By converting molecular data between these formats, OpenBabel ensures that researchers can work with the format that best suits their needs while ensuring compatibility with databases and simulation tools.

Creating Input Files for Molecular Simulations

Another significant use case for OpenBabel is in the preparation of input files for molecular simulations. Molecular simulations, whether molecular dynamics, quantum chemistry, or docking simulations, require specific file formats for input. OpenBabel simplifies this process by converting molecular structures into formats required by popular simulation tools.

For example, in a typical molecular dynamics workflow, a researcher may need to:

  1. Obtain a 3D structure of a molecule in PDB format.
  2. Use OpenBabel to convert the PDB file into a format compatible with GROMACS, such as a topology file or structure file.
  3. Optionally, use OpenBabel to generate different conformers or perform energy minimization before running the simulation.

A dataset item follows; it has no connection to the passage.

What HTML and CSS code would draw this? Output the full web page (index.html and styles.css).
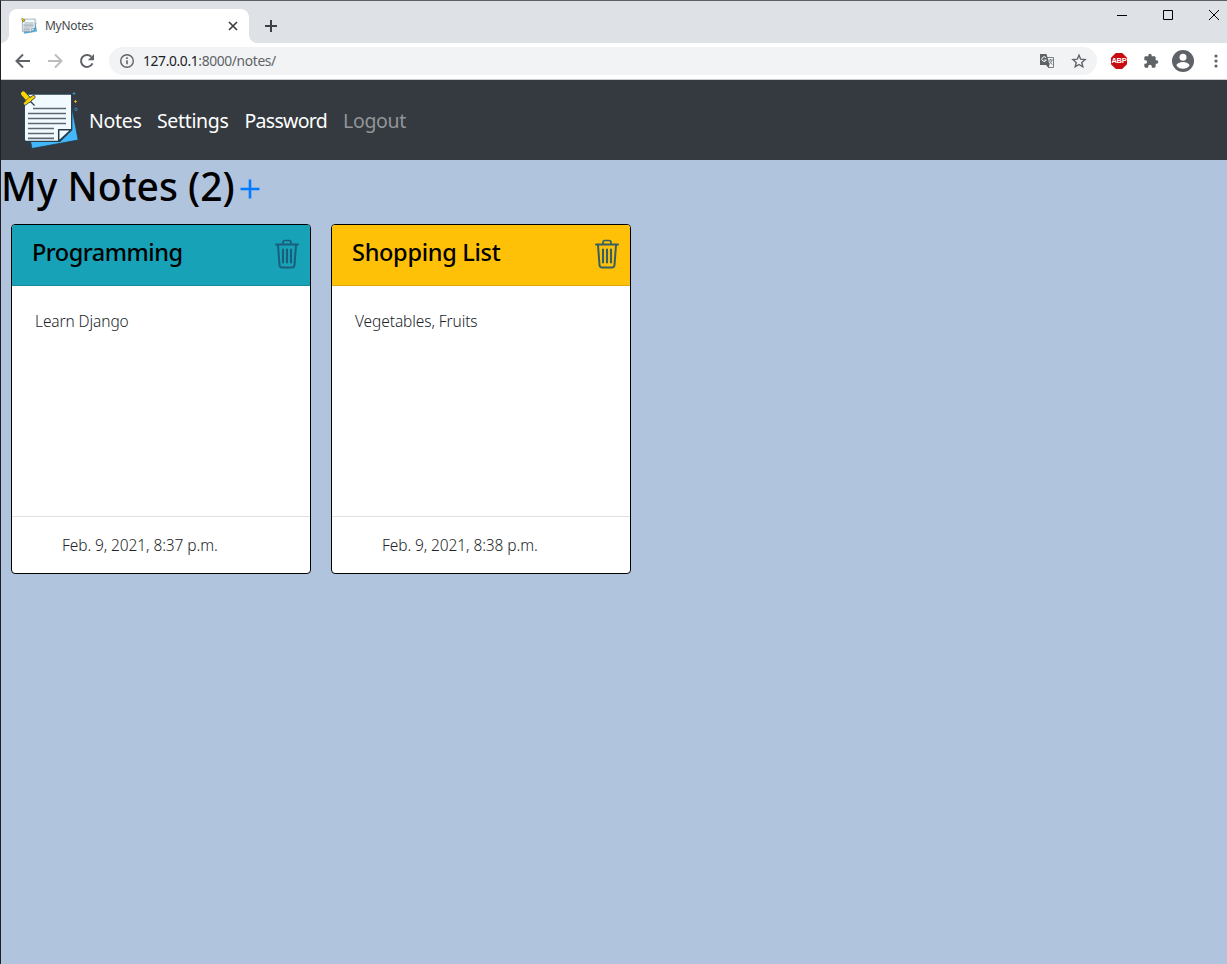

Similarly, for quantum chemistry calculations, OpenBabel can convert molecular structures into the appropriate input format for software like Gaussian or ORCA, facilitating the setup of complex calculations without the need to manually generate input files.

Conclusion

OpenBabel is an indispensable tool for researchers working in the fields of chemical informatics and computational chemistry. By offering powerful capabilities for file format conversion, molecular visualization, and simulation preparation, it serves as a bridge between different software tools, databases, and simulation platforms. OpenBabel’s extensive support for numerous file formats and its integration with other tools make it a versatile resource for researchers engaged in molecular modeling, drug discovery, and cheminformatics. With its open-source nature and robust functionality, OpenBabel continues to play a pivotal role in advancing the fields of chemistry and computational science.